Artikel 11 Reis- en verblijfskostenvergoeding (dienstreizen)

In aanvulling op het bepaalde in artikel 3:21 van de CAR gelden de volgende bepalingen.

  • 1.

    De vergoeding voor het gebruik van de eigen motorvoertuig of bromfiets bedraagt € 0,37 per afgelegde kilometer, waarvan € 0,19 onbelast en € 0,18 belast op grond van de geldende fiscale regels.

  • 2.

    Het college van burgemeester en wethouders behoudt zich het recht voor wijzigingen in de fiscale regels direct toe te passen op de in lid 1 vermelde vergoeding. Eventuele extra heffingen komen voor rekening en risico van de medewerker.

Paragraaf V: Slotbepalingen

Artikel 12

Voor gevallen waarin deze regeling niet of niet naar billijkheid voorziet, kunnen burgemeester en wethouders een bijzondere regeling treffen.

Artikel 13

Deze regeling treedt in werking met ingang van de dag volgend op die van haar bekendmaking, onder intrekking van de ‘Beloningsregeling gemeente Mook en Middelaar’, vastgesteld op 8 december 2015, ingangsdatum 1 januari 2016.

Artikel 14

Deze regeling kan worden aangehaald als "Beloningsregeling gemeente Mook en Middelaar 2017".

Ondertekening

Aldus besloten in de vergadering van burgemeester en wethouders van Mook en Middelaar op 20 juni 2017.

De secretaris,

J.M.G. Smits-de Kinkelder

De burgemeester,

mr. drs. W. Gradisen

Bijlage bij Beloningsregeling gemeente Mook en Middelaar 2017

Geïndexeerde bedragen 2017

(de hieronder genoemde bruto bedragen worden geïndexeerd op basis van CAR UWO salarisbedragen)

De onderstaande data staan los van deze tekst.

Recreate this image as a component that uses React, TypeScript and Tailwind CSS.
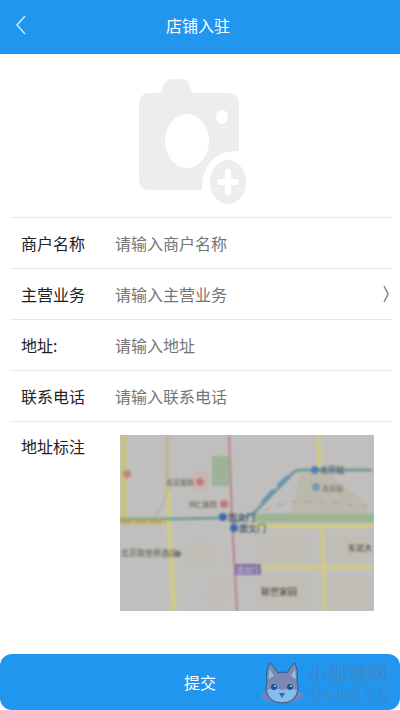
import type { ReactNode } from 'react';

const inputClass =
  'min-w-0 flex-1 bg-transparent text-base leading-6 text-[#555] outline-none placeholder:text-[#757575]';

function Row({ id, label, children }: { id: string; label: string; children: ReactNode }) {
  return (
    <div className="flex h-[51px] items-center border-b border-[#e9e9e9] pl-[11px]">
      <label htmlFor={id} className="w-[94px] shrink-0 text-base leading-6 text-[#222]">
        {label}
      </label>
      {children}
    </div>
  );
}

function CameraIcon() {
  return (
    <svg viewBox="0 0 108 126" className="h-[126px] w-[108px]" aria-hidden="true">
      <path
        fill="#ededed"
        d="M11 14H19Q23 14 24 8Q26 0 33 0H43Q49 0 51 8Q52 14 57 14H89Q100 14 100 26V72Q80 71 70 85Q62 96 63 111H11Q0 111 0 99V26Q0 14 11 14Z"
      />
      <ellipse cx="48" cy="62" rx="22" ry="27" fill="#fff" />
      <ellipse cx="83" cy="38" rx="6" ry="7" fill="#fff" />
      <ellipse cx="89" cy="103" rx="18" ry="22" fill="#ededed" />
      <path d="M89 93V113M81 103H97" stroke="#fff" strokeWidth="6" strokeLinecap="round" />
    </svg>
  );
}

function MapPreview() {
  return (
    <svg
      viewBox="0 0 254 176"
      preserveAspectRatio="none"
      className="h-[176px] w-full bg-[#c0bfbd]"
      role="img"
      aria-label="地址标注"
    >
      <defs>
        <filter id="soft" x="-5%" y="-5%" width="110%" height="110%">
          <feGaussianBlur stdDeviation="0.9" />
        </filter>
      </defs>
      <rect width="254" height="176" fill="#c0bfbd" />
      <g filter="url(#soft)" fill="none">
        <path d="M180 38H208L248 70V83H171Z" fill="#bbb8ad" />
        <path
          d="M70 108h24v22H64zM90 142h16v26H86zM137 100h50v28h-50zM204 100h44v26h-44zM139 140h50v34h-50zM204 140h44v34h-44z"
          fill="#bfbdb6"
        />
        <path d="M72 36h16v20H72z" fill="#c6b6b4" />
        <rect x="92" y="21" width="17" height="30" fill="#9cb397" />
        <path d="M132 83H254" stroke="#9cb695" strokeWidth="9" />
        <path d="M4 0V83M0 87H46" stroke="#c9c178" strokeWidth="5" />
        <path d="M47 0V58" stroke="#bdb58a" strokeWidth="3" />
        <path d="M49 56V88L54 176" stroke="#d0c986" strokeWidth="5" />
        <path d="M47 58Q44 72 33 83" stroke="#a3a3a3" strokeWidth="1" />
        <path d="M199 0V38M132 91H254M202 92L205 176M120 132H254" stroke="#d0c986" strokeWidth="4" />
        <path d="M109 0L112 85L117 176" stroke="#b9808e" strokeWidth="2" />
        <path d="M0 84H46L103 83" stroke="#739f9f" strokeWidth="3" />
        <path d="M0 86H46" stroke="#b5a268" strokeWidth="5" strokeDasharray="12 3" />
        <path d="M112 88L133 79L174 37Q177 35 182 35H252" stroke="#729a9b" strokeWidth="3" />
        <path d="M142 68L154 55M158 51L169 41" stroke="#6792ae" strokeWidth="4" />
        <path d="M132 82Q151 69 180 66L248 71" stroke="#a09d98" strokeWidth="1" strokeDasharray="7 7" />
        <circle cx="7" cy="39" r="4" fill="#c58482" />
        <circle cx="80" cy="47" r="4" fill="#c4797a" />
        <circle cx="104" cy="69" r="4" fill="#c4797a" />
        <circle cx="103" cy="82" r="4" fill="#416baa" />
        <circle cx="114" cy="93" r="4" fill="#416baa" />
        <circle cx="195" cy="35" r="4" fill="#537fa8" />
        <circle cx="196" cy="52" r="4" fill="#769ab1" />
        <rect x="115" y="129" width="26" height="11" fill="#8472a6" />
        <circle cx="58" cy="119" r="3" fill="#77736e" />
        <g fontFamily="'Noto Sans CJK SC', sans-serif" fontSize="7" fontWeight="700" fill="#77736f">
          <text x="46" y="50">北京医院</text>
          <text x="69" y="72">同仁医院</text>
          <text x="1" y="121" fontSize="8">北京新世界酒店</text>
          <text x="200" y="38" fontSize="8" fill="#53616b">北京站</text>
          <text x="202" y="56">北京站</text>
          <text x="108" y="86" fontSize="9" fill="#46566b">崇文门</text>
          <text x="119" y="97" fontSize="9" fill="#46566b">崇文门</text>
          <text x="117" y="138" fill="#bcb5ca">崇文门</text>
          <text x="141" y="160" fontSize="9" fill="#5e5549">新世家园</text>
          <text x="228" y="116" fontSize="8" fill="#5e5549">东花大</text>
        </g>
      </g>
    </svg>
  );
}

function FoxIcon() {
  return (
    <svg viewBox="0 0 44 44" className="h-11 w-11 shrink-0" aria-hidden="true">
      <ellipse cx="22" cy="34" rx="21" ry="7" fill="#7381bc" />
      <path
        d="M10 1Q12 2 18 11Q22 9 27 11Q32 2 35 1Q39 9 37 18Q38 22 38 27Q36 41 22 41Q8 41 6 27Q6 22 7 18Q5 9 10 1Z"
        fill="#7c87b3"
        stroke="#28618f"
      />
      <path d="M10 7L14 14L8 17ZM35 7L31 14L36 17Z" fill="#8fbfe3" />
      <path d="M7 28Q14 25 22 28Q30 25 37 28Q35 40 22 40Q9 40 7 28Z" fill="#85bdec" />
      <circle cx="14" cy="25" r="3" fill="#17568a" />
      <circle cx="30" cy="25" r="3" fill="#17568a" />
      <circle cx="15" cy="24" r="1" fill="#a6d3f5" />
      <circle cx="31" cy="24" r="1" fill="#a6d3f5" />
      <path d="M19 31H25L22 36Z" fill="#31699a" />
    </svg>
  );
}

export default function App() {
  return (
    <div className="flex min-h-screen flex-col bg-white font-['Noto_Sans_CJK_SC',sans-serif]">
      <header className="grid h-[54px] grid-cols-[44px_1fr_48px] items-center border-b border-[#3488cc] bg-[#2196ee] pb-[3px] text-white">
        <button type="button" aria-label="返回" className="flex h-full items-center pl-4">
          <svg viewBox="0 0 10 20" className="h-5 w-[10px]" fill="none" stroke="#c9e9ff" strokeWidth="1.5">
            <path d="M9 1L1 10L9 19" />
          </svg>
        </button>
        <h1 className="text-center text-base leading-6">店铺入驻</h1>
      </header>
      <form className="flex flex-1 flex-col">
        <div className="ml-[10px] mr-2 flex h-[164px] justify-center border-b border-[#e9e9e9] pr-4 pt-[25px]">
          <button type="button" aria-label="上传照片" className="h-[126px]">
            <CameraIcon />
          </button>
        </div>
        <div className="pl-[10px] pr-2">
          <Row id="name" label="商户名称">
            <input id="name" placeholder="请输入商户名称" className={inputClass} />
          </Row>
          <Row id="business" label="主营业务">
            <input id="business" placeholder="请输入主营业务" className={inputClass} />
            <svg
              viewBox="0 0 6 16"
              className="mr-[3px] h-4 w-[6px]"
              fill="none"
              stroke="#888"
              strokeWidth="1.5"
              aria-hidden="true"
            >
              <path d="M1 0L5 8L1 16" />
            </svg>
          </Row>
          <Row id="address" label="地址:">
            <input id="address" placeholder="请输入地址" className={inputClass} />
          </Row>
          <Row id="phone" label="联系电话">
            <input id="phone" type="tel" placeholder="请输入联系电话" className={inputClass} />
          </Row>
        </div>
        <div className="flex items-start pl-[21px] pr-[26px] pt-3">
          <h2 className="w-[99px] shrink-0 text-base leading-6 text-[#222]">地址标注</h2>
          <div className="min-w-0 flex-1 pt-px">
            <MapPreview />
          </div>
        </div>
        <div className="relative mt-auto">
          <button type="submit" className="h-14 w-full rounded-xl bg-[#2196ee] text-base leading-6 text-white">
            提交
          </button>
          <div className="pointer-events-none absolute right-2 top-2 flex items-center text-[#4089c8]">
            <FoxIcon />
            <div className="w-[88px] text-center">
              <div className="text-xl leading-6">小狐狸网</div>
              <div className="font-['Liberation_Sans',sans-serif] text-base leading-5">XHUKS.CN</div>
            </div>
          </div>
        </div>
      </form>
    </div>
  );
}
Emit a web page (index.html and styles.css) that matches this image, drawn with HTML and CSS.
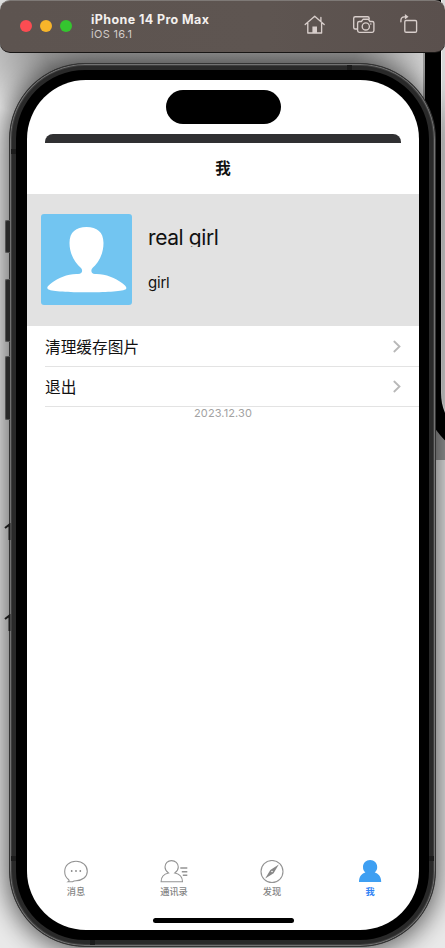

Artikel 9 Autokostenvergoeding

Categorie 1: € 97,85 bruto per maand

Opzichter buitendienst

Categorie 2: € 58,70 bruto per maand

Medewerker WABO

Categorie 3: € 39,13, bruto per maand

Beleidsmedewerker Civiel

Artikel 9 Kledingtoelage

De kledingtoelage bedraagt € 12,48 netto per maand.

Artikel 9 Wasvergoeding

  • 1.

    Onkostenvergoeding toegekend ter hoogte van € 9,53 netto per maand;

  • 2.

    Voor de verrichte werkzaamheden wordt een vergoeding toegekend ter hoogte toegekend ter hoogte van € 39,78 van bruto per maand.